Tips-on-Changing-Habits

I blog a great deal about changing habits because, at base, that’s what going from dysregulated to “normal” eating is all about—exchanging one set of behaviors for another. How to Build Lasting Habits for a Better Life has some excellent practical ideas on how to get this done. 

Katy Milkman, professor at the University of Pennsylvania’s Wharton School of Business and co-founder and co-director of Wharton’s Behavior Change for Good Initiative, studies habits and explains why habits are hard to break: “We know from lots of research that people are very resistant in general to making a change. We’re comfortable in our ways. Any deviation from what we’re used to doing feels like a loss, and losses tend to loom larger than gains.” 

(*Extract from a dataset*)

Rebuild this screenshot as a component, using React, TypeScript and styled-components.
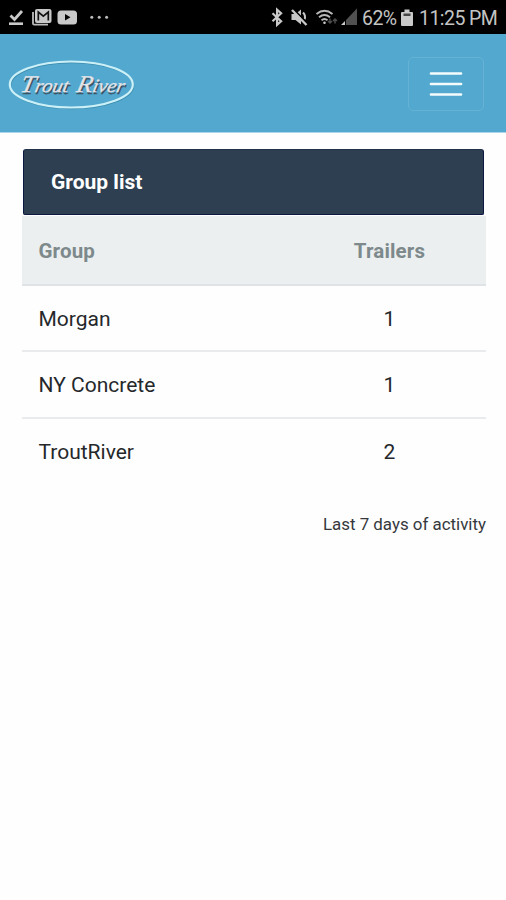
import React from "react";
import styled, { createGlobalStyle } from "styled-components";

const GlobalStyle = createGlobalStyle`
  * { box-sizing: border-box; }
  body { margin: 0; background: #fefefe; font-family: Roboto, sans-serif; color: #212529; }
`;

const Screen = styled.div`
  width: 506px;
  height: 900px;
  overflow: hidden;
  background: #fefefe;
`;

const StatusBar = styled.div`
  height: 34px;
  padding: 0 9px 0 8px;
  background: #000;
  color: #c4c4c4;
  display: flex;
  align-items: center;
  justify-content: space-between;
`;

const Notifications = styled.svg`
  display: block;
  width: 104px;
  height: 34px;
`;

const SystemStatus = styled.div`
  display: flex;
  align-items: center;
  height: 34px;
`;

const StatusIcons = styled.svg`
  display: block;
  width: 92px;
  height: 34px;
`;

const BatteryIcon = styled.svg`
  display: block;
  width: 12px;
  height: 34px;
  margin: 0 6px 0 5px;
`;

const StatusText = styled.span<{ $width: number }>`
  width: ${(p) => p.$width}px;
  font-size: 19.5px;
  letter-spacing: -0.55px;
  line-height: 32px;
  padding-top: 4px;
  white-space: nowrap;
`;

const NavBar = styled.header`
  height: 99px;
  padding: 0 22px 0 8px;
  background: #52a8ce;
  border-bottom: 1px solid #a9d6e8;
  display: flex;
  align-items: center;
  justify-content: space-between;
`;

const Logo = styled.svg`
  display: block;
  width: 128px;
  height: 52px;
  margin-top: 4px;
`;

const MenuButton = styled.button`
  width: 76px;
  height: 54px;
  margin-top: 2px;
  padding: 0;
  border: 1px solid #65b2d5;
  border-radius: 5px;
  background: transparent;
  display: flex;
  align-items: center;
  justify-content: center;
`;

const Content = styled.main`
  padding: 16px 20px 0 22px;
`;

const Title = styled.h1`
  margin: 0 2px 0 1px;
  height: 66px;
  padding-left: 27px;
  border: 1px solid #0b1942;
  border-top-color: #22324a;
  border-radius: 3px 3px 2px 2px;
  background: #2e3f51;
  color: #fff;
  font-size: 21px;
  font-weight: 700;
  line-height: 65px;
`;

const Table = styled.div`
  margin-top: 1px;
`;

const Row = styled.div<{ $head?: boolean; $last?: boolean }>`
  display: grid;
  grid-template-columns: 271px 193px;
  align-items: center;
  height: ${(p) => (p.$head ? 70 : 66.4)}px;
  padding-top: ${(p) => (p.$last ? 0 : p.$head ? 2 : 1)}px;
  background: ${(p) => (p.$head ? "#ebeff0" : "transparent")};
  color: ${(p) => (p.$head ? "#7d898b" : "#25282b")};
  font-weight: ${(p) => (p.$head ? 700 : 400)};
  font-size: ${(p) => (p.$head ? 20.5 : 21)}px;
  letter-spacing: ${(p) => (p.$head ? 0.15 : 0)}px;
  border-bottom: ${(p) => (p.$last ? "0" : p.$head ? "2px solid #dfe3e5" : "2px solid #e9ebec")};
`;

const Cell = styled.div<{ $center?: boolean }>`
  padding-left: ${(p) => (p.$center ? 0 : 16.5)}px;
  text-align: ${(p) => (p.$center ? "center" : "left")};
`;

const Footnote = styled.p`
  margin: 27px 0 0;
  font-size: 16.9px;
  line-height: 24px;
  text-align: right;
  color: #35393d;
`;

const Wordmark = ({ x, y, fill }: { x: number; y: number; fill: string }) => (
  <g
    transform={`translate(${x} ${y}) skewX(-12)`}
    fontFamily="'Liberation Serif', serif"
    fontStyle="italic"
    fontSize="19"
    fill={fill}
    stroke={fill}
    strokeWidth="0.3"
  >
    <text x="0" y="0" textLength="48" lengthAdjust="spacingAndGlyphs">
      <tspan fontSize="24">T</tspan>rout
    </text>
    <text x="56" y="0" textLength="48" lengthAdjust="spacingAndGlyphs">
      <tspan fontSize="24">R</tspan>iver
    </text>
  </g>
);

const groups = [
  { name: "Morgan", trailers: 1 },
  { name: "NY Concrete", trailers: 1 },
  { name: "TroutRiver", trailers: 2 },
];

export default function App() {
  return (
    <>
      <GlobalStyle />
      <Screen>
        <StatusBar>
          <Notifications viewBox="8 0 104 34" aria-hidden="true">
            <path d="M10.5 15.5l4 4L22 11" fill="none" stroke="#c9c9c9" strokeWidth="2.8" />
            <path d="M9 23.7h14" stroke="#c9c9c9" strokeWidth="2.6" />
            <path d="M33 12v11.5q0 1.2 1.2 1.2H48" fill="none" stroke="#bdbdbd" strokeWidth="1.8" />
            <rect x="35" y="9" width="16.5" height="14" rx="2" fill="#c9c9c9" />
            <path d="M38.3 20.5V12l5 4.2 5-4.2v8.5" fill="none" stroke="#111" strokeWidth="1.7" />
            <rect x="57.5" y="10.5" width="19.5" height="14" rx="3.5" fill="#c9c9c9" />
            <path d="M65 14v6.5l5.5-3.2z" fill="#050505" />
            <circle cx="91.8" cy="17.2" r="1.5" fill="#bbb" />
            <circle cx="99.2" cy="17.2" r="1.5" fill="#bbb" />
            <circle cx="106.6" cy="17.2" r="1.5" fill="#bbb" />
          </Notifications>
          <SystemStatus>
            <StatusIcons viewBox="269 0 92 34" aria-hidden="true">
              <path d="M271.5 13.2l8.6 8-4 3.600V9.600l4 3.600-8.600 8" fill="none" stroke="#c9c9c9" strokeWidth="2.200" />
              <path d="M290.500 14h4l5.500-4.500v15l-5.500-4.500h-4z" fill="#c9c9c9" />
              <path d="M302 12.500q3 3 1.500 7" fill="none" stroke="#c9c9c9" strokeWidth="2" />
              <path d="M292.500 9.500l14 14" stroke="#000" strokeWidth="2" />
              <path d="M291 10l14.500 15" stroke="#c9c9c9" strokeWidth="2.400" />
              <g fill="none" stroke="#b8b8b8" strokeWidth="1.900">
                <path d="M315.500 14q8-6.500 16 0" />
                <path d="M318 17.300q5.500-4.500 11 0" />
                <path d="M320.500 20.300q3-2.500 6 0" />
              </g>
              <circle cx="323.500" cy="22.700" r="1.300" fill="#c9c9c9" />
              <path d="M329 18.500v4.500m-2-2l2 2 2-2M334 23.500V19m-2 2l2-2 2 2" fill="none" stroke="#4b4b4b" strokeWidth="1.500" />
              <path d="M345 25v-5l11-11.500V25z" fill="#505050" />
              <path d="M340 25l4-4v4z" fill="#c9c9c9" />
            </StatusIcons>
            <StatusText $width={34}>62%</StatusText>
            <BatteryIcon viewBox="0 0 12 34" aria-hidden="true">
              <path d="M3.500 9.500h5V12H11q1 0 1 1v12q0 1-1 1H1q-1 0-1-1V13q0-1 1-1h2.500z" fill="#c9c9c9" />
              <path d="M2.500 13.500h7V16h-7z" fill="#444" />
            </BatteryIcon>
            <StatusText $width={78}>11:25 PM</StatusText>
          </SystemStatus>
        </StatusBar>

        <NavBar>
          <Logo viewBox="8 59 128 52" role="img" aria-label="Trout River">
            <ellipse cx="72" cy="85.500" rx="61.500" ry="23" fill="none" stroke="#3b8cae" strokeWidth="1.500" />
            <ellipse cx="71.300" cy="84.500" rx="61.500" ry="23" fill="none" stroke="#cbf0f7" strokeWidth="2.200" />
            <Wordmark x={20.5} y={93.5} fill="#3b5263" />
            <Wordmark x={19.5} y={92.3} fill="#e4e3e8" />
          </Logo>
          <MenuButton aria-label="Menu">
            <svg width="34" height="28" viewBox="0 0 34 28">
              <path d="M2 3.500h30M2 14h30M2 24.500h30" stroke="#f4fbfd" strokeWidth="2.700" strokeLinecap="round" />
            </svg>
          </MenuButton>
        </NavBar>

        <Content>
          <Title>Group list</Title>
          <Table role="table">
            <Row $head role="row">
              <Cell role="columnheader">Group</Cell>
              <Cell $center role="columnheader">Trailers</Cell>
            </Row>
            {groups.map((g, i) => (
              <Row key={g.name} role="row" $last={i === groups.length - 1}>
                <Cell role="cell">{g.name}</Cell>
                <Cell $center role="cell">{g.trailers}</Cell>
              </Row>
            ))}
          </Table>
          <Footnote>Last 7 days of activity</Footnote>
        </Content>
      </Screen>
    </>
  );
}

She recommends that you surround yourself with people who have the habits you wish to have and observe what they do. Talk to them about how they acquired these habits—being even-tempered, working out, carving out me time—and listen closely to what they say, specifically how they began to do this habit.

She advises us to use a “temptation bundle” which means linking two activities together. Her example is, “You’re only allowed to binge-watch Netflix while you’re working out.” Think about how much exercise you’d get if you followed this suggestion. She explains that “The real principle behind it is that it’s turning something that feels like a chore into a pleasure. By linking it with a temptation, it’s also reducing access to that temptation. You’re really solving two problems at once.”

A cue-based plan is what she recommends for getting new habits established. For example, on Friday at 11:00 a.m. you return phone calls or emails, on Tuesday and Thursday at 7:30 p.m. you do 30 minutes on the treadmill, right after that you brush your teeth, then make your bed. She encourages flexibility, so that if you missed paying bills the last Friday of the month as you’d planned, you don’t wait for the next month to do them but take the opportunity whenever you can. The same is true if you were sick and missed a work out. Take the next chance you get to do it. 

These are simple shifts that anyone can do along with being very specific about what habits you wish to change. Not “I want to be healthy,” but “I’ll eat two more nutritious foods daily.” Not “I want to increase me time,” but “I’ll spend one hour a day doing exactly what I like.” Think about what specific habits you want to have. Write three of them down write now and follow Milkman’s advice on acquiring them. Ready, set, go!